Entonces les cuento la historia de Wayan, Tutti y las huérfanas, explicándoles la situación en que se encuentran. Les aseguro que yo voy a donar una cifra equivalente a la que logre recaudar, sea cual sea. Sé que son muchos los que sufren anónimamente en este mundo arrasado por las guerras, les explico, y sé que todos tenemos nuestras necesidades, pero ¿no es mejor hacer algo si se puede? Este pequeño grupo de personas se había convertido en mi familia en Bali y a la familia hay que cuidarla. Cuando iba a firmar el correo colectivo, recordé una cosa que me había dicho Susan hacía nueve meses, antes de marcharme a recorrer el mundo. Temiéndose que no me iba a volver a ver, me dijo: «Te conozco, Liz. Seguro que te enamoras y acabas comprándote una casa en Bali».

Menuda Nostradamus es Susan.

Cuando abrí mi correo electrónico a la mañana siguiente, ya había recaudado 700 dólares. Al día siguiente las donaciones superaron los ahorros que yo tenía disponibles.
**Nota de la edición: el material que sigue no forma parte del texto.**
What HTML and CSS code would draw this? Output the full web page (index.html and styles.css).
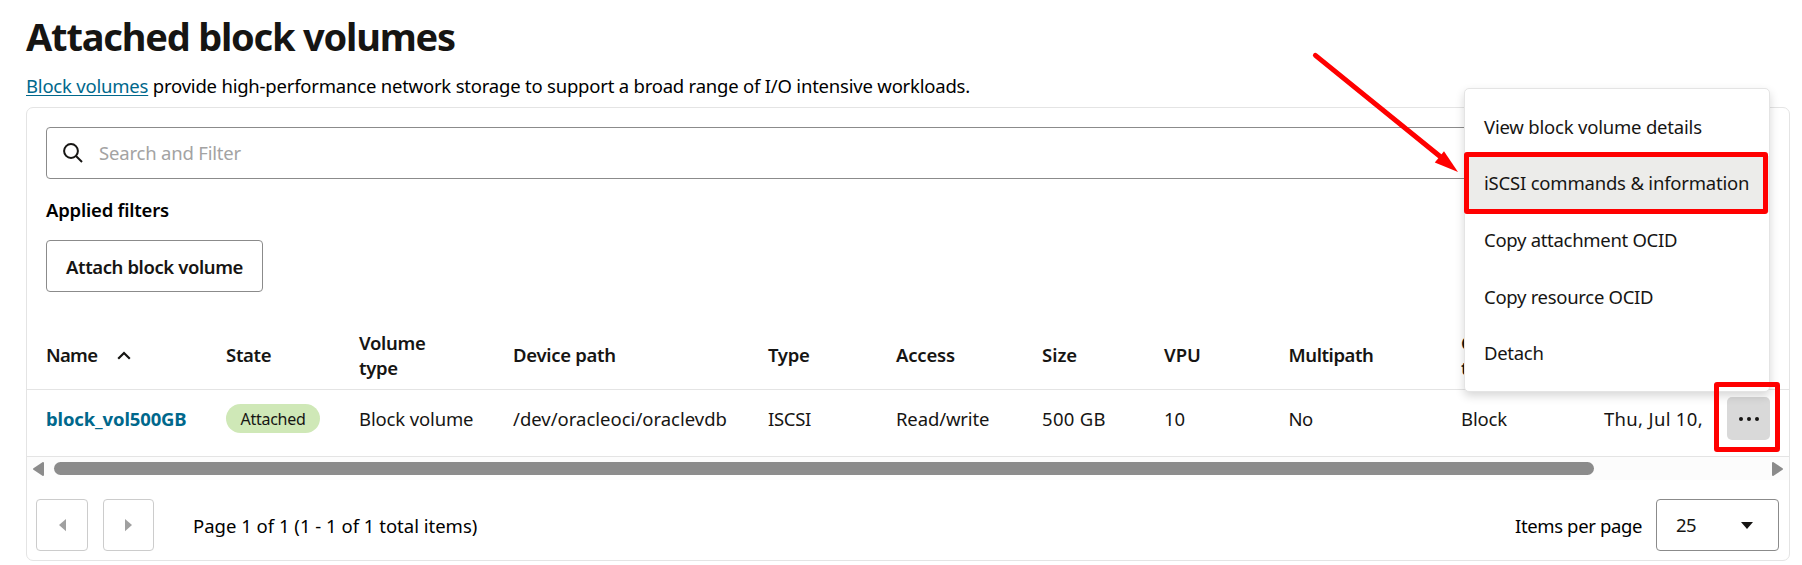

No voy a contar detalladamente cómo fue la semana ni pretendo explicar qué se siente al abrir todos los días un aluvión de
emails
del mundo entero, diciendo: «¡Cuenta conmigo!». Todo el mundo ponía algo. Hasta los que estaban arruinados o endeudados daban algo sin dudarlo ni un instante. Una de las primeras en responder fue la novia de mi peluquero —que le había reenviado mi carta— con una donación de 15 dólares. El puñetero de mi amigo John no pudo evitar hacer el típico comentario irónico sobre lo larga, cursi y sensiblera que era mi carta («Oye, la próxima vez que te dé por montarte el cuento de la lechera procura que sea leche condensada, ¿vale?»), pero también puso dinero, eso sí. El novio nuevo de mi amiga Annie (un banquero de Wall Street al que yo ni conocía) se ofreció para doblar la cantidad final. Entonces el correo empezó a viajar por los ordenadores del mundo y me llegaban donaciones de gente a la que no conocía de nada. Fue un desbordamiento de generosidad global. Para no extenderme más diré que —siete días después de haber enviado la petición— entre mis amigos, mis familiares y un montón de desconocidos del mundo entero logré reunir casi 18.000 dólares para comprar a Wayan Nuriyashi una casa.